Records from a collection

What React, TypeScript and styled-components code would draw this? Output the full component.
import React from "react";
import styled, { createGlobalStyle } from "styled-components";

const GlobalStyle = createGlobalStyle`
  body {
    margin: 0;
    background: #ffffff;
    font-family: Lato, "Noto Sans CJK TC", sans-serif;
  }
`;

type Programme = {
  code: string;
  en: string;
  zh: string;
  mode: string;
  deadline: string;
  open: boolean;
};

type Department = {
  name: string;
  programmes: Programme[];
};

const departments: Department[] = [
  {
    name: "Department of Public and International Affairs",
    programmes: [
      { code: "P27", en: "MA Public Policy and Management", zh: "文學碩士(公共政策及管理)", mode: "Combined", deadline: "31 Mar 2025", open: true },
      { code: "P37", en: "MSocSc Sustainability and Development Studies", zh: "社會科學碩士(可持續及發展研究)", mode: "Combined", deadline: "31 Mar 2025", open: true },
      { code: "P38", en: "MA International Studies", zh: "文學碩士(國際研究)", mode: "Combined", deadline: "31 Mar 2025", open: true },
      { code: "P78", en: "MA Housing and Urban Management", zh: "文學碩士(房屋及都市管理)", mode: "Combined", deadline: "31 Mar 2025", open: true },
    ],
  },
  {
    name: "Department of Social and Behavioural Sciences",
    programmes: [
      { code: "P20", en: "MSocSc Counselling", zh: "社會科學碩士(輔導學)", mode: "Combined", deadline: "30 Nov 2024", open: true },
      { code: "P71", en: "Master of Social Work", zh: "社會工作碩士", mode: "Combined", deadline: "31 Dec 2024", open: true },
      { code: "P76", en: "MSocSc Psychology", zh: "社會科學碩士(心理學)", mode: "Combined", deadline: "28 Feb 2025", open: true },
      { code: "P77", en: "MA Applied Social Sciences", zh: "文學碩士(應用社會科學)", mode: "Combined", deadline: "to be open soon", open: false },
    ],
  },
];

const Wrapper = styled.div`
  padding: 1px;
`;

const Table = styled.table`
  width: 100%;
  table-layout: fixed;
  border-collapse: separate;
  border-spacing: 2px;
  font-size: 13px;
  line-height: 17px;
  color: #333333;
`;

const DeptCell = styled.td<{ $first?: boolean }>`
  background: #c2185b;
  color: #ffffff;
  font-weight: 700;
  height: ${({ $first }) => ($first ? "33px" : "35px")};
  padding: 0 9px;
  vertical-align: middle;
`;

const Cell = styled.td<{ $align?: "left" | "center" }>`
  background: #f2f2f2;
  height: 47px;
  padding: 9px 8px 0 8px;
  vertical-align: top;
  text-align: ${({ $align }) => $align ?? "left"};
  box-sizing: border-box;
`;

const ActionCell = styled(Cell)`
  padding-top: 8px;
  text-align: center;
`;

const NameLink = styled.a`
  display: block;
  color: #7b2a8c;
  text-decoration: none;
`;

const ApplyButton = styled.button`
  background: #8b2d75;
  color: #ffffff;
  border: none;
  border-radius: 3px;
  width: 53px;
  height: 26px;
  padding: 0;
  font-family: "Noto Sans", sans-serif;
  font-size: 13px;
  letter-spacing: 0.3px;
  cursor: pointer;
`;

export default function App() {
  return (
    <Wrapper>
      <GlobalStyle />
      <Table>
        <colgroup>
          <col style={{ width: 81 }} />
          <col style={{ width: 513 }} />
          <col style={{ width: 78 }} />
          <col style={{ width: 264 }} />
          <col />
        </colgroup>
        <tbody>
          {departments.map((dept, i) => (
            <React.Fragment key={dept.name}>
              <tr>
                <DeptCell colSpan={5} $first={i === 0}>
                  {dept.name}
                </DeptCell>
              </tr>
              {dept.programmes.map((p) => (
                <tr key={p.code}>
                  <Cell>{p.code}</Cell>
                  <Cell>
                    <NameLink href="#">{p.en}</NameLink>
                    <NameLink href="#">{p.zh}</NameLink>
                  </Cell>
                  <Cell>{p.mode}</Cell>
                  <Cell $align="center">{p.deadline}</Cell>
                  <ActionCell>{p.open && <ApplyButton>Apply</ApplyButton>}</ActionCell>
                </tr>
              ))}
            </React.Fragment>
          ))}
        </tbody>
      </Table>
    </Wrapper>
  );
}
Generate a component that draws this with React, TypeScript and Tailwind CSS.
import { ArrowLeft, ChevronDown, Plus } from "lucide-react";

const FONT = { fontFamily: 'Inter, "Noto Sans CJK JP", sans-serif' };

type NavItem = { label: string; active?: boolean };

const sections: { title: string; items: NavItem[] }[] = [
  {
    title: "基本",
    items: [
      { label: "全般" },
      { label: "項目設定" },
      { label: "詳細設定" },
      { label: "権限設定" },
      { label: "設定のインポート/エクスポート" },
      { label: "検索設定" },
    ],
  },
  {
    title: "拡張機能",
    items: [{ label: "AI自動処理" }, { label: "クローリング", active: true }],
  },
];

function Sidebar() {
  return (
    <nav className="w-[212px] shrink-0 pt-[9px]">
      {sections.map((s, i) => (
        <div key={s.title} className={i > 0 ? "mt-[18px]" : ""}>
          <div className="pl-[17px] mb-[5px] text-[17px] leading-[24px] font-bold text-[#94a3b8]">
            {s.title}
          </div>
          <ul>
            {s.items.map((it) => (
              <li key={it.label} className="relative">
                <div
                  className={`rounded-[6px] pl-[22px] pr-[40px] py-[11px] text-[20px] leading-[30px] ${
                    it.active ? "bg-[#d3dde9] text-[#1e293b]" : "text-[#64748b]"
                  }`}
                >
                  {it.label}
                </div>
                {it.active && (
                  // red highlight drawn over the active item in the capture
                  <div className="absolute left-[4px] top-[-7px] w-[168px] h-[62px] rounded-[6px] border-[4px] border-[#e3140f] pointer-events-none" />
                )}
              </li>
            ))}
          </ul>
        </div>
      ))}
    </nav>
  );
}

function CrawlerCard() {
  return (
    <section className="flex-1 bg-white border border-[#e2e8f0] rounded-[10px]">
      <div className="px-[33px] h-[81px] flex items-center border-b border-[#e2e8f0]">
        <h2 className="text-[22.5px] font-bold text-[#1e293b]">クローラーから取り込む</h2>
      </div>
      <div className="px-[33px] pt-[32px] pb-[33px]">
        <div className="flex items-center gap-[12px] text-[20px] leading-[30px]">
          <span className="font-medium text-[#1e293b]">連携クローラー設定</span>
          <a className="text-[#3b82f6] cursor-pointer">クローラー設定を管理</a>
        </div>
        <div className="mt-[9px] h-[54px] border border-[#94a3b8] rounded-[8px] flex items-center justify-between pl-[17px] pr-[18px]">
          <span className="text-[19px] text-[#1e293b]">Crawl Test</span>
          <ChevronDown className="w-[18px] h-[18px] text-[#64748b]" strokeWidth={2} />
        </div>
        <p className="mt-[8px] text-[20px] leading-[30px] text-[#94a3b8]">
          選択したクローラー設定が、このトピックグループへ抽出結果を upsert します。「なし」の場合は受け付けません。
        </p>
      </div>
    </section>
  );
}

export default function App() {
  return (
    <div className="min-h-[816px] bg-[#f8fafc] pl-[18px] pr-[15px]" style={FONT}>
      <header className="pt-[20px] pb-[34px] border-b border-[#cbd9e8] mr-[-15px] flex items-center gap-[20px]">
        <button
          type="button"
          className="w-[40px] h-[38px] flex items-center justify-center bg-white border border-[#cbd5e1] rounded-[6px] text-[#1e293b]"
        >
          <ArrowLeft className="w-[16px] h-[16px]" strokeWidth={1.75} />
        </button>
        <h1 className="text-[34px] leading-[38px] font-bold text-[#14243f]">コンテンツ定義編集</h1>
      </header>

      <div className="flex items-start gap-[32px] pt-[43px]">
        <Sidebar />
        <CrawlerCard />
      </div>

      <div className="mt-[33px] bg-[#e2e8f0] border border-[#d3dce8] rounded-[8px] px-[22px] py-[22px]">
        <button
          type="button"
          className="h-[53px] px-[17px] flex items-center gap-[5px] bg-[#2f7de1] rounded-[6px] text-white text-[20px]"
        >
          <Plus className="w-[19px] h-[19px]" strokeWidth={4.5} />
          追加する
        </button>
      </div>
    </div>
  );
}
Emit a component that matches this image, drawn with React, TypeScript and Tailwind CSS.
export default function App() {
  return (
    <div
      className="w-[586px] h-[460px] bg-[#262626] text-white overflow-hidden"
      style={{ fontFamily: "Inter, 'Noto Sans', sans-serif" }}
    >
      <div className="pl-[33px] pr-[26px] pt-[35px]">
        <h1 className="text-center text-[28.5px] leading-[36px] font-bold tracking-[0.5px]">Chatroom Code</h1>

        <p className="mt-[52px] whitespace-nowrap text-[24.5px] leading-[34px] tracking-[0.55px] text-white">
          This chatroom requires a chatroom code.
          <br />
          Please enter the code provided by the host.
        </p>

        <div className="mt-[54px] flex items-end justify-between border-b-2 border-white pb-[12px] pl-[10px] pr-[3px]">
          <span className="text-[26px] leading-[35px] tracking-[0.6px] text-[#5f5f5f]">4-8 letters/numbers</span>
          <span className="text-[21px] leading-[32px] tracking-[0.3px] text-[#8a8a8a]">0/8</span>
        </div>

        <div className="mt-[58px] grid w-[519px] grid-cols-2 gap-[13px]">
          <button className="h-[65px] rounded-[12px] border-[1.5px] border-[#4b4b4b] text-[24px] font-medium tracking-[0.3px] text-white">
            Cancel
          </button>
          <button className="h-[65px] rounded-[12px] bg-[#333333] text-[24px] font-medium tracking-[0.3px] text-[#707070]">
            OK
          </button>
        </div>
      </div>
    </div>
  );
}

(INSTRUCTIONS FOR THE TASK)
Look above for the line that contains "Generate a component". Starting there, transcribe every line exactly until you have copied the line that contains "string; active?: boolean".

(RESULT)
Generate a component that draws this with React, TypeScript and Tailwind CSS.
import { ArrowLeft, ChevronDown, Plus } from "lucide-react";

const FONT = { fontFamily: 'Inter, "Noto Sans CJK JP", sans-serif' };

type NavItem = { label: string; active?: boolean };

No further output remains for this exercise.